LXi REIT PLC announced on Monday that it will not move forward with the acquisition of 18 stores owned by J Sainsbury PLC, due to ‘current stock-market volatility.’
The market value of investment trust LXi REIT is approximately £2.5 billion. It is a part of the FTSE-250 index and invests in commercial real estate assets with lengthy leases that typically last decades.
The issuing of new LXi shares was due to partially finance the £500 million purchase. However, LXi’s stock price has dropped 13% over the last five days, and on Monday morning, it was down 1.7% to 125.40 pence per share.
Sainsbury’s shares closed the London market 0.3% higher at 193.50 pence each.
LXi and Sainsbury’s announced the deal on 21st September. The stores, which are situated in the southern region of England, would have had a net initial yield of about 5.0% and would have been leased back to Sainsbury’s Supermarkets Ltd., according to LXi.

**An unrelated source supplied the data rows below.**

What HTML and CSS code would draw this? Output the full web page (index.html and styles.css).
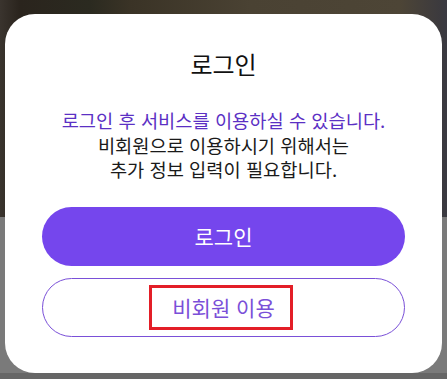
FILE: index.html
```html
<!DOCTYPE html>
<html lang="ko">
<head>
<meta charset="utf-8">
<title>로그인</title>
<link rel="stylesheet" href="styles.css">
</head>
<body>
<div class="backdrop">
  <div class="photo"></div>
  <div class="shade"></div>
  <div class="foot"></div>
</div>
<div class="modal">
  <h1 class="title">로그인</h1>
  <div class="desc">
    <p class="desc-accent">로그인 후 서비스를 이용하실 수 있습니다.</p>
    <p>비회원으로 이용하시기 위해서는</p>
    <p>추가 정보 입력이 필요합니다.</p>
  </div>
  <div class="actions">
    <button class="btn btn-primary" type="button">로그인</button>
    <button class="btn btn-outline" type="button"><span class="mark">비회원 이용</span></button>
  </div>
</div>
</body>
</html>
```
FILE: styles.css
```css
* { box-sizing: border-box; }
html, body {
  margin: 0;
  padding: 0;
  width: 447px;
  height: 379px;
  overflow: hidden;
  font-family: "Noto Sans CJK KR", "Noto Sans", sans-serif;
}
.backdrop {
  display: flex;
  flex-direction: column;
  height: 379px;
}
.photo {
  height: 217px;
  background: linear-gradient(90deg, #3a342e 0px, #2a241d 20px, #2b2a20 90px, #3a3326 130px, #4a4233 250px, #4d4536 400px, #3c3a3e 440px, #3a3a42 447px);
}
.shade {
  flex: 1;
  background: #7a7a7a;
}
.foot {
  height: 6px;
  background: #666666;
}
.modal {
  position: absolute;
  left: 5px;
  top: 14px;
  width: 437px;
  height: 359px;
  background: #ffffff;
  border-radius: 30px;
  padding: 35px 37px 0;
  display: flex;
  flex-direction: column;
  align-items: center;
}
.title {
  margin: 0;
  font-size: 24px;
  line-height: 30px;
  font-weight: 400;
  color: #111111;
}
.desc {
  margin-top: 29px;
  text-align: center;
  font-size: 18.7px;
  line-height: 24.5px;
  color: #1a1a1a;
}
.desc p { margin: 0; white-space: nowrap; }
.desc .desc-accent { color: #5b30c4; }
.actions {
  margin-top: 25px;
  width: 100%;
  display: flex;
  flex-direction: column;
  gap: 12px;
}
.btn {
  width: 100%;
  height: 59px;
  border-radius: 30px;
  font-family: inherit;
  font-size: 21px;
  display: flex;
  align-items: center;
  justify-content: center;
  padding: 0;
  cursor: pointer;
}
.btn-primary {
  background: #7546ed;
  border: none;
  color: #ffffff;
}
.btn-outline {
  background: #ffffff;
  border: 1px solid #7a50d8;
  color: #7a4fd8;
}
.mark {
  display: inline-block;
  border: 3px solid #e31e27;
  padding: 0 15px 0 20px;
  margin-right: 5px;
  line-height: 39px;
}
```
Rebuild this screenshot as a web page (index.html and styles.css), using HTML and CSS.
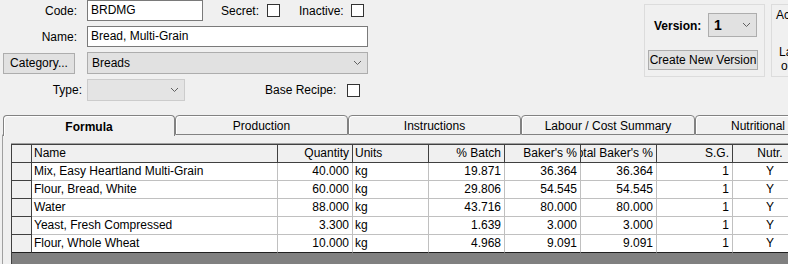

Sainsbury’s stated that the cancelled sale has no effect on its financial forecast. The supermarket chain had planned to use the sale proceeds to buy 21 freehold Sainsbury’s supermarkets from the Highbury and Dragon portfolios.
Sainsbury’s still anticipates that it will close these acquisitions in the first half of the next financial year, instead using alternative financing options to complete the purchase.